Back in New Canaan, the day's tasks were more relaxed than they were in the Persian Gulf. In the early 1990s, he said, New Canaan had a much more active bar scene than it does now, with out-of-towners coming for the nightlife. Drunken driving was a big problem, and the police went about cracking down. Some weekends, he said, the police were making two arrests a night for drunken driving. It is now much less of a problem, he said.
In winter 1993, Krolikowski came upon the most unusual arrest of his career. One night just as it was starting to snow, he pulled over a van for driving without a headlight. When he approached the car, he found that the male driver was wearing women's clothes.
"He took off and almost ran me over," Krolikowski said. "I pursued him through the center of town up into New York, where he crashed. I pulled behind him and pulled him out and he was completely naked. He liked to snort cocaine and take his clothes off. We arrested him for a number of charges."
Krolikowski also met his wife, Anna, in his early years on the force. In 1991, Anna Valente, who was born and raised in New Canaan, was a volunteer member of the New Canaan Ambulance Corps. One of the calls that year was for a priest who was going into cardiac arrest. Anna and Krolikowski met on the call and began dating afterward. They now have three children: Morgan, 17; Kelsey, 15; and Ryan, 12, all of whom attend New Canaan public schools.
In 1994, Krolikowski began what would be a long process of schooling. He went to night school at the University of Connecticut-Storrs to earn the undergraduate degree he never finished. Krolikowksi said he loved going back to school.
"At times it was difficult but it's something you can push through and get done. I enjoyed going to classes and interacting with different people," he said.
He liked the experience so much, he said, after graduating in 1998 he enrolled in Quinnipiac Law School in 1999, from which he graduated in 2003.
He said that working during the day and going to school at night was difficult at first, but doable with good time management.
"It's something I've gotten used to. It's time management," he said. "I don't watch much TV or waste a lot of time during the day. When I'm awake, I'm usually productive, so it's worked out just fine."
In 2006, he completed a 10-week training program at the FBI National Academy, in Quantico, Va. Now he's working toward his Master of Business Administration at the University of Massachusetts Isenberg School of Management. He opened a law office on Elm Street, at which he is the sole practitioner. He mostly works nights and weekends, he said.
"The fact that he's a lawyer is a real bonus," Selectman Nick Williams said. "More and more towns in the U.S. are realizing that legal training can be as important as police training in administering police departments today."
Selectman Beth Jones agreed.
"I'm so excited," she said. "I think he's a great choice. I think he's done a great job as interim chief. I think he's very fair and even handed and treats everyone the same way, which is crucial for a police chief. He's also very bright, and he's done Quantico, passed the bar, and shown real initiative. I couldn't be happier with the choice."
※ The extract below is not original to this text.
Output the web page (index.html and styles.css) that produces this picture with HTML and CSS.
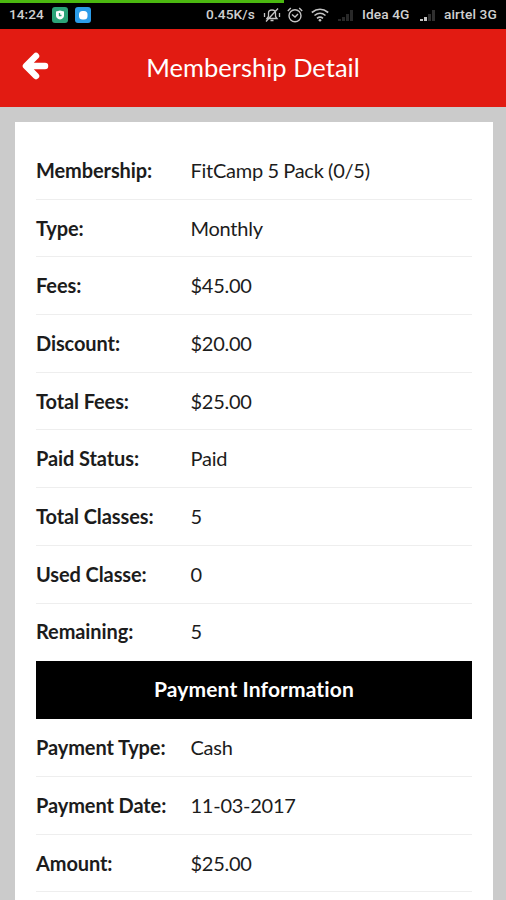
FILE: index.html
```html
<!DOCTYPE html>
<html lang="en"><head><meta charset="utf-8"><title>Membership Detail</title><link rel="stylesheet" href="styles.css"></head>
<body>
<div class="status">
<span class="time">14:24</span>
<svg class="app" viewBox="0 0 16 16"><rect width="16" height="16" rx="3" fill="#2ba478"/><path d="M8 3.500l4 1v4Q12 11.500 8 12.500Q4 11.500 4 8.500v-4z" fill="#fff"/><path d="M7.500 6v2.500h2" fill="none" stroke="#2ba478" stroke-width="1.300"/></svg>
<svg class="app app2" viewBox="0 0 16 16"><rect width="16" height="16" rx="3" fill="#2b9be8"/><rect x="4" y="4" width="8.500" height="8.500" rx="3.500" fill="#fff"/></svg>
<span class="speed">0.45K/s</span>
<svg class="mute" viewBox="0 0 18 16" fill="none" stroke="#c4c4c4" stroke-width="1.300"><path d="M4 11.500l1.500-2V6q0-3 3.500-3t3.500 3v3.500l1.500 2zM7.500 13.500h3M3 14.500L15 1.500M1.500 6v4M16.500 6v4"/></svg>
<svg class="alarm" viewBox="0 0 16 16" fill="none" stroke="#c4c4c4" stroke-width="1.400"><circle cx="8" cy="8.700" r="6"/><path d="M5 7.500l3 2.500 3-3M.8 4l3-3M15.200 4l-3-3"/></svg>
<svg class="wifi" viewBox="0 0 18 14" fill="none" stroke="#c4c4c4" stroke-width="1.600"><path d="M.8 4.500q8.200-6.500 16.400 0M3.500 7.500q5.500-4.500 11 0M6 10.300q3-2.500 6 0"/><circle cx="9" cy="12.300" r="1.300" fill="#c4c4c4" stroke="none"/></svg>
<svg class="sig" viewBox="0 0 18 12"><path d="M1 10h3v2H1zM5 8h3v4H5zM9 5h3v7H9zM13 1h3v11h-3z" fill="#292929"/></svg>
<span class="carrier">Idea 4G</span>
<svg class="sig sig2" viewBox="0 0 18 12"><path d="M1 10h3v2H1zM5 8h3v4H5z" fill="#c4c4c4"/><path d="M9 5h3v7H9zM13 1h3v11h-3z" fill="#303030"/></svg>
<span class="carrier">airtel 3G</span>
<i class="progress"></i>
</div>
<header><svg class="back" viewBox="0 0 28 28"><path d="M15 4L5 14l10 10M6 14h18" fill="none" stroke="#fff" stroke-width="6.500" stroke-linecap="round" stroke-linejoin="round"/></svg><h1>Membership Detail</h1></header>
<main><dl>
<div><dt>Membership:</dt><dd>FitCamp 5 Pack (0/5)</dd></div>
<div><dt>Type:</dt><dd>Monthly</dd></div>
<div><dt>Fees:</dt><dd>$45.00</dd></div>
<div><dt>Discount:</dt><dd>$20.00</dd></div>
<div><dt>Total Fees:</dt><dd>$25.00</dd></div>
<div><dt>Paid Status:</dt><dd>Paid</dd></div>
<div><dt>Total Classes:</dt><dd>5</dd></div>
<div><dt>Used Classe:</dt><dd>0</dd></div>
<div><dt>Remaining:</dt><dd>5</dd></div>
</dl><h2>Payment Information</h2><dl>
<div><dt>Payment Type:</dt><dd>Cash</dd></div>
<div><dt>Payment Date:</dt><dd>11-03-2017</dd></div>
<div><dt>Amount:</dt><dd>$25.00</dd></div>
</dl></main>
</body></html>
```
FILE: styles.css
```css
*{box-sizing:border-box}
body{margin:0;background:#cbcbcb;font-family:Lato,sans-serif;color:#1c1c1c;font-variant-ligatures:none}
.status{position:relative;height:29px;background:#000;color:#d0d0d0;display:flex;align-items:center;font:500 13.700px/29px Roboto,sans-serif;white-space:nowrap}
.status svg,.status span{flex:none}
.time{width:43px;margin-left:9px}
.app{width:16px;height:16px}
.app2{margin-left:7px}
.speed{margin-left:115px;width:57px;letter-spacing:.1px}
.mute{width:18px;height:16px}
.alarm{width:16px;height:16px;margin-left:6px}
.wifi{width:18px;height:14px;margin-left:8px}
.sig{width:18px;height:12px;margin:0 7px 0 8px}
.carrier{width:49px;letter-spacing:.1px}
.sig2{margin:0 7px 0 8px}
.progress{position:absolute;left:0;top:0;width:284px;height:3px;background:#4bb810}
header{position:relative;height:78px;background:#e21b12;color:#fff;display:flex;align-items:center;justify-content:center}
.back{position:absolute;left:21px;top:23px;width:28px;height:28px}
h1{margin:-3px 0 0;font-size:25.5px;font-weight:400}
main{height:778px;margin:15px 13px 0 15px;padding:20px 21px 0;background:#fff}
dl{margin:0}
dl div{display:flex;height:57.700px;padding-bottom:.6px;align-items:center;border-bottom:1px solid #eee;font-size:20px}
dl:first-child div:last-child{border-bottom:0;padding-bottom:2px}
dt{width:154.500px;font-weight:700;letter-spacing:-.1px}
dd{margin:0;letter-spacing:-.25px;word-spacing:-.4px}
h2{margin:0;height:58px;background:#000;color:#fff;text-align:center;font-size:21px;line-height:56px;letter-spacing:.12px}
```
Police Commission Chairman Jim Cole, who has been the point person during the job search, did not return multiple calls for comment.
In a moment of reflection, Krolikowski said that his mother, who passed away in 1999, would be proud to see where her son is now, as chief.
"As I progressed through the ranks and was promoted, it had become a goal," he said. "It points to looking back and learning from what others did so that I could lead the department and make it better for everyone."